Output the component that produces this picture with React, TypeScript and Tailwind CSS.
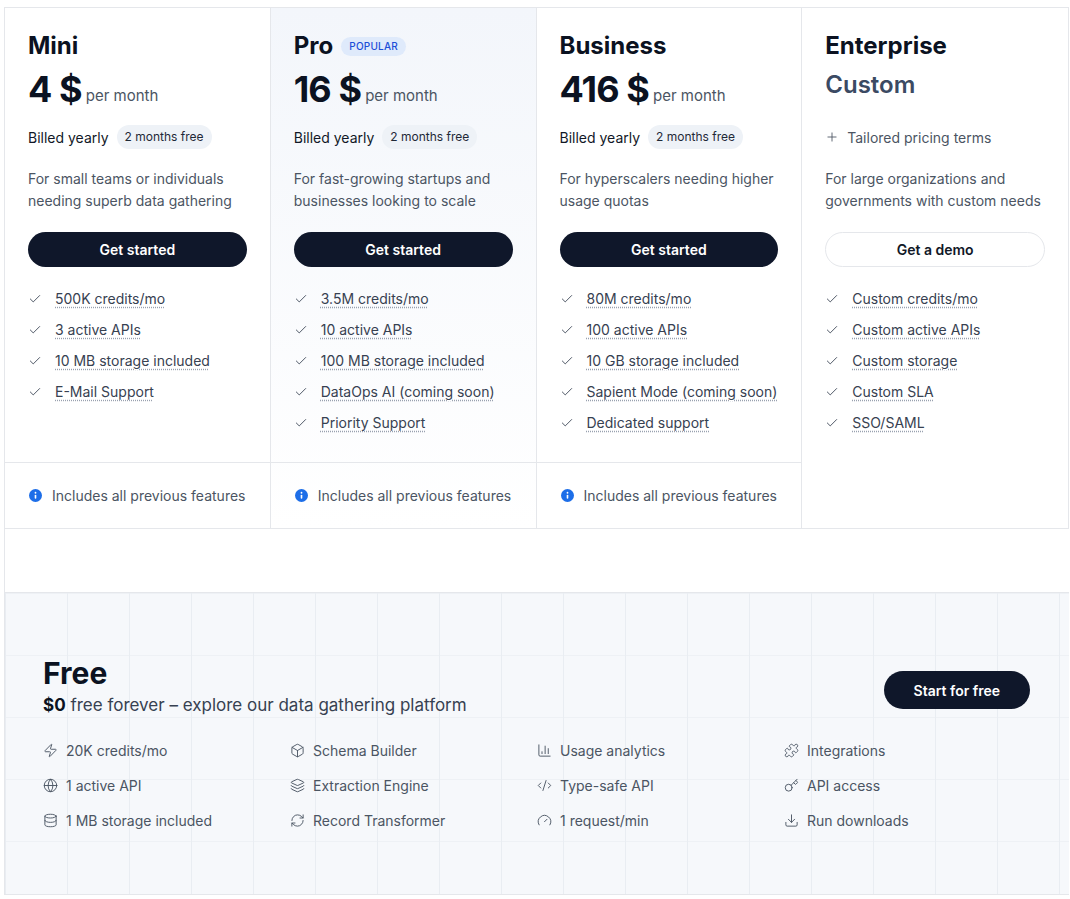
import { Check, Plus, Zap, Globe, Database, Box, Layers, RefreshCw, ChartColumn, CodeXml, Gauge, Puzzle, Key, Download } from 'lucide-react';

interface Plan {
  name: string;
  price?: string;
  custom?: boolean;
  popular?: boolean;
  desc: string[];
  cta: string;
  features: string[];
}

const plans: Plan[] = [
  { name: 'Mini', price: '4 $', desc: ['For small teams or individuals', 'needing superb data gathering'], cta: 'Get started',
    features: ['500K credits/mo', '3 active APIs', '10 MB storage included', 'E-Mail Support'] },
  { name: 'Pro', price: '16 $', popular: true, desc: ['For fast-growing startups and', 'businesses looking to scale'], cta: 'Get started',
    features: ['3.5M credits/mo', '10 active APIs', '100 MB storage included', 'DataOps AI (coming soon)', 'Priority Support'] },
  { name: 'Business', price: '416 $', desc: ['For hyperscalers needing higher', 'usage quotas'], cta: 'Get started',
    features: ['80M credits/mo', '100 active APIs', '10 GB storage included', 'Sapient Mode (coming soon)', 'Dedicated support'] },
  { name: 'Enterprise', custom: true, desc: ['For large organizations and', 'governments with custom needs'], cta: 'Get a demo',
    features: ['Custom credits/mo', 'Custom active APIs', 'Custom storage', 'Custom SLA', 'SSO/SAML'] },
];

const freeFeatures = [
  [Zap, '20K credits/mo'], [Box, 'Schema Builder'], [ChartColumn, 'Usage analytics'], [Puzzle, 'Integrations'],
  [Globe, '1 active API'], [Layers, 'Extraction Engine'], [CodeXml, 'Type-safe API'], [Key, 'API access'],
  [Database, '1 MB storage included'], [RefreshCw, 'Record Transformer'], [Gauge, '1 request/min'], [Download, 'Run downloads'],
] as const;

const InfoDot = () => (
  <svg width="13" height="13" viewBox="0 0 16 16">
    <circle cx="8" cy="8" r="8" fill="#1d6ee8" />
    <rect x="7" y="7" width="2" height="5" rx="1" fill="white" />
    <circle cx="8" cy="4.6" r="1.1" fill="white" />
  </svg>
);

const PlanCard = ({ plan, last }: { plan: Plan; last: boolean }) => (
  <div className={`flex flex-col ${last ? '' : 'border-r border-gray-200'} ${plan.popular ? 'bg-gradient-to-b from-[#f3f6fb] to-white' : 'bg-white'}`}>
    <div className="px-[23px] pt-[24px] h-[454px]">
      <div className="flex items-center gap-2 h-[28px]">
        <h3 className="text-[24px] font-bold text-[#0b1221]">{plan.name}</h3>
        {plan.popular && (
          <span className="rounded-full bg-[#dfeafb] px-2 py-[2px] text-[10px] font-medium tracking-wide text-[#1d4ed8]">POPULAR</span>
        )}
      </div>
      {plan.custom ? (
        <div className="h-[48px] flex items-center text-[24px] font-semibold text-[#3b4a63] mt-[1px]">Custom</div>
      ) : (
        <div className="h-[48px] flex items-end pb-[2px] mt-[1px]">
          <span className="text-[36px] font-bold leading-none text-[#0b1221] tracking-tight">{plan.price}</span>
          <span className="ml-1 text-[15px] text-[#4b5563]">per month</span>
        </div>
      )}
      {plan.custom ? (
        <div className="mt-[16px] flex items-center gap-2 h-[24px] text-[14px] text-[#4b5563]">
          <Plus size={14} strokeWidth={1.5} /> Tailored pricing terms
        </div>
      ) : (
        <div className="mt-[16px] flex items-center gap-2 h-[24px]">
          <span className="text-[14px] text-[#111827]">Billed yearly</span>
          <span className="rounded-full bg-[#eef2f7] px-2 py-[3px] text-[12px] text-[#1f2937]">2 months free</span>
        </div>
      )}
      <p className="mt-[19px] text-[14px] leading-[22px] text-[#4b5563]">
        {plan.desc[0]}<br />{plan.desc[1]}
      </p>
      <button className={`mt-[20px] w-full h-[35px] rounded-full text-[14px] font-semibold ${plan.custom ? 'bg-white border border-gray-200 text-[#111827]' : 'bg-[#0f172a] text-white'}`}>
        {plan.cta}
      </button>
      <ul className="mt-[16px] flex flex-col">
        {plan.features.map(f => (
          <li key={f} className="flex items-center gap-[13px] h-[31px] text-[14px] text-[#374151]">
            <Check size={14} strokeWidth={1.5} className="text-[#374151]" />
            <span className="underline decoration-dotted decoration-gray-400 underline-offset-[3px]">{f}</span>
          </li>
        ))}
      </ul>
    </div>
    {!plan.custom && (
      <div className="border-t border-gray-200 h-[66px] px-[24px] flex items-center gap-[10px] text-[14px] text-[#4b5563]">
        <InfoDot /> Includes all previous features
      </div>
    )}
  </div>
);

export default function App() {
  return (
    <div className="min-h-screen bg-white pl-[4px] pt-[7px]" style={{ fontFamily: 'Inter, "Noto Sans", sans-serif' }}>
      <div className="border-l border-gray-200 w-[1065px]">
        <div className="grid grid-cols-4 border-t border-b border-r border-gray-200">
          {plans.map((p, i) => <PlanCard key={p.name} plan={p} last={i === plans.length - 1} />)}
        </div>
        <div className="h-[63px]" />
        <div className="h-[303px] border-t border-b border-gray-200 bg-[#f6f8fb] bg-[linear-gradient(to_right,#e9edf2_1px,transparent_1px),linear-gradient(to_bottom,#eef1f5_1px,transparent_1px)] bg-[size:62px_62px] px-[38px] pt-[62px]">
          <div className="flex items-start justify-between">
            <div>
              <h2 className="text-[30px] font-bold text-[#0b1221] leading-[36px]">Free</h2>
              <p className="mt-[2px] text-[17px] text-[#374151]"><span className="font-bold text-[#0b1221]">$0</span> free forever – explore our data gathering platform</p>
            </div>
            <button className="mt-[16px] mr-[1px] h-[38px] px-[30px] rounded-full bg-[#0f172a] text-white text-[14px] font-semibold">Start for free</button>
          </div>
          <div className="mt-[22px] grid grid-cols-4 gap-y-[15px]">
            {freeFeatures.map(([Icon, label]) => (
              <div key={label} className="flex items-center gap-[8px] h-[20px] text-[14px] text-[#4b5563]">
                <Icon size={15} strokeWidth={1.5} className="text-[#4b5563]" />
                {label}
              </div>
            ))}
          </div>
        </div>
      </div>
    </div>
  );
}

### BRIEF:
Each line of the material must be retyped exactly, except that images are omitted.

### TASK RESULT:
Output the component that produces this picture with React, TypeScript and Tailwind CSS.
import { Check, Plus, Zap, Globe, Database, Box, Layers, RefreshCw, ChartColumn, CodeXml, Gauge, Puzzle, Key, Download } from 'lucide-react';

interface Plan {
  name: string;
  price?: string;
  custom?: boolean;
  popular?: boolean;
  desc: string[];
  cta: string;
  features: string[];
}

const plans: Plan[] = [
  { name: 'Mini', price: '4 $', desc: ['For small teams or individuals', 'needing superb data gathering'], cta: 'Get started',
    features: ['500K credits/mo', '3 active APIs', '10 MB storage included', 'E-Mail Support'] },
  { name: 'Pro', price: '16 $', popular: true, desc: ['For fast-growing startups and', 'businesses looking to scale'], cta: 'Get started',
    features: ['3.5M credits/mo', '10 active APIs', '100 MB storage included', 'DataOps AI (coming soon)', 'Priority Support'] },
  { name: 'Business', price: '416 $', desc: ['For hyperscalers needing higher', 'usage quotas'], cta: 'Get started',
    features: ['80M credits/mo', '100 active APIs', '10 GB storage included', 'Sapient Mode (coming soon)', 'Dedicated support'] },
  { name: 'Enterprise', custom: true, desc: ['For large organizations and', 'governments with custom needs'], cta: 'Get a demo',
    features: ['Custom credits/mo', 'Custom active APIs', 'Custom storage', 'Custom SLA', 'SSO/SAML'] },
];

const freeFeatures = [
  [Zap, '20K credits/mo'], [Box, 'Schema Builder'], [ChartColumn, 'Usage analytics'], [Puzzle, 'Integrations'],
  [Globe, '1 active API'], [Layers, 'Extraction Engine'], [CodeXml, 'Type-safe API'], [Key, 'API access'],
  [Database, '1 MB storage included'], [RefreshCw, 'Record Transformer'], [Gauge, '1 request/min'], [Download, 'Run downloads'],
] as const;

const InfoDot = () => (
  <svg width="13" height="13" viewBox="0 0 16 16">
    <circle cx="8" cy="8" r="8" fill="#1d6ee8" />
    <rect x="7" y="7" width="2" height="5" rx="1" fill="white" />
    <circle cx="8" cy="4.6" r="1.1" fill="white" />
  </svg>
);

const PlanCard = ({ plan, last }: { plan: Plan; last: boolean }) => (
  <div className={`flex flex-col ${last ? '' : 'border-r border-gray-200'} ${plan.popular ? 'bg-gradient-to-b from-[#f3f6fb] to-white' : 'bg-white'}`}>
    <div className="px-[23px] pt-[24px] h-[454px]">
      <div className="flex items-center gap-2 h-[28px]">
        <h3 className="text-[24px] font-bold text-[#0b1221]">{plan.name}</h3>
        {plan.popular && (
          <span className="rounded-full bg-[#dfeafb] px-2 py-[2px] text-[10px] font-medium tracking-wide text-[#1d4ed8]">POPULAR</span>
        )}
      </div>
      {plan.custom ? (
        <div className="h-[48px] flex items-center text-[24px] font-semibold text-[#3b4a63] mt-[1px]">Custom</div>
      ) : (
        <div className="h-[48px] flex items-end pb-[2px] mt-[1px]">
          <span className="text-[36px] font-bold leading-none text-[#0b1221] tracking-tight">{plan.price}</span>
          <span className="ml-1 text-[15px] text-[#4b5563]">per month</span>
        </div>
      )}
      {plan.custom ? (
        <div className="mt-[16px] flex items-center gap-2 h-[24px] text-[14px] text-[#4b5563]">
          <Plus size={14} strokeWidth={1.5} /> Tailored pricing terms
        </div>
      ) : (
        <div className="mt-[16px] flex items-center gap-2 h-[24px]">
          <span className="text-[14px] text-[#111827]">Billed yearly</span>
          <span className="rounded-full bg-[#eef2f7] px-2 py-[3px] text-[12px] text-[#1f2937]">2 months free</span>
        </div>
      )}
      <p className="mt-[19px] text-[14px] leading-[22px] text-[#4b5563]">
        {plan.desc[0]}<br />{plan.desc[1]}
      </p>
      <button className={`mt-[20px] w-full h-[35px] rounded-full text-[14px] font-semibold ${plan.custom ? 'bg-white border border-gray-200 text-[#111827]' : 'bg-[#0f172a] text-white'}`}>
        {plan.cta}
      </button>
      <ul className="mt-[16px] flex flex-col">
        {plan.features.map(f => (
          <li key={f} className="flex items-center gap-[13px] h-[31px] text-[14px] text-[#374151]">
            <Check size={14} strokeWidth={1.5} className="text-[#374151]" />
            <span className="underline decoration-dotted decoration-gray-400 underline-offset-[3px]">{f}</span>
          </li>
        ))}
      </ul>
    </div>
    {!plan.custom && (
      <div className="border-t border-gray-200 h-[66px] px-[24px] flex items-center gap-[10px] text-[14px] text-[#4b5563]">
        <InfoDot /> Includes all previous features
      </div>
    )}
  </div>
);

export default function App() {
  return (
    <div className="min-h-screen bg-white pl-[4px] pt-[7px]" style={{ fontFamily: 'Inter, "Noto Sans", sans-serif' }}>
      <div className="border-l border-gray-200 w-[1065px]">
        <div className="grid grid-cols-4 border-t border-b border-r border-gray-200">
          {plans.map((p, i) => <PlanCard key={p.name} plan={p} last={i === plans.length - 1} />)}
        </div>
        <div className="h-[63px]" />
        <div className="h-[303px] border-t border-b border-gray-200 bg-[#f6f8fb] bg-[linear-gradient(to_right,#e9edf2_1px,transparent_1px),linear-gradient(to_bottom,#eef1f5_1px,transparent_1px)] bg-[size:62px_62px] px-[38px] pt-[62px]">
          <div className="flex items-start justify-between">
            <div>
              <h2 className="text-[30px] font-bold text-[#0b1221] leading-[36px]">Free</h2>
              <p className="mt-[2px] text-[17px] text-[#374151]"><span className="font-bold text-[#0b1221]">$0</span> free forever – explore our data gathering platform</p>
            </div>
            <button className="mt-[16px] mr-[1px] h-[38px] px-[30px] rounded-full bg-[#0f172a] text-white text-[14px] font-semibold">Start for free</button>
          </div>
          <div className="mt-[22px] grid grid-cols-4 gap-y-[15px]">
            {freeFeatures.map(([Icon, label]) => (
              <div key={label} className="flex items-center gap-[8px] h-[20px] text-[14px] text-[#4b5563]">
                <Icon size={15} strokeWidth={1.5} className="text-[#4b5563]" />
                {label}
              </div>
            ))}
          </div>
        </div>
      </div>
    </div>
  );
}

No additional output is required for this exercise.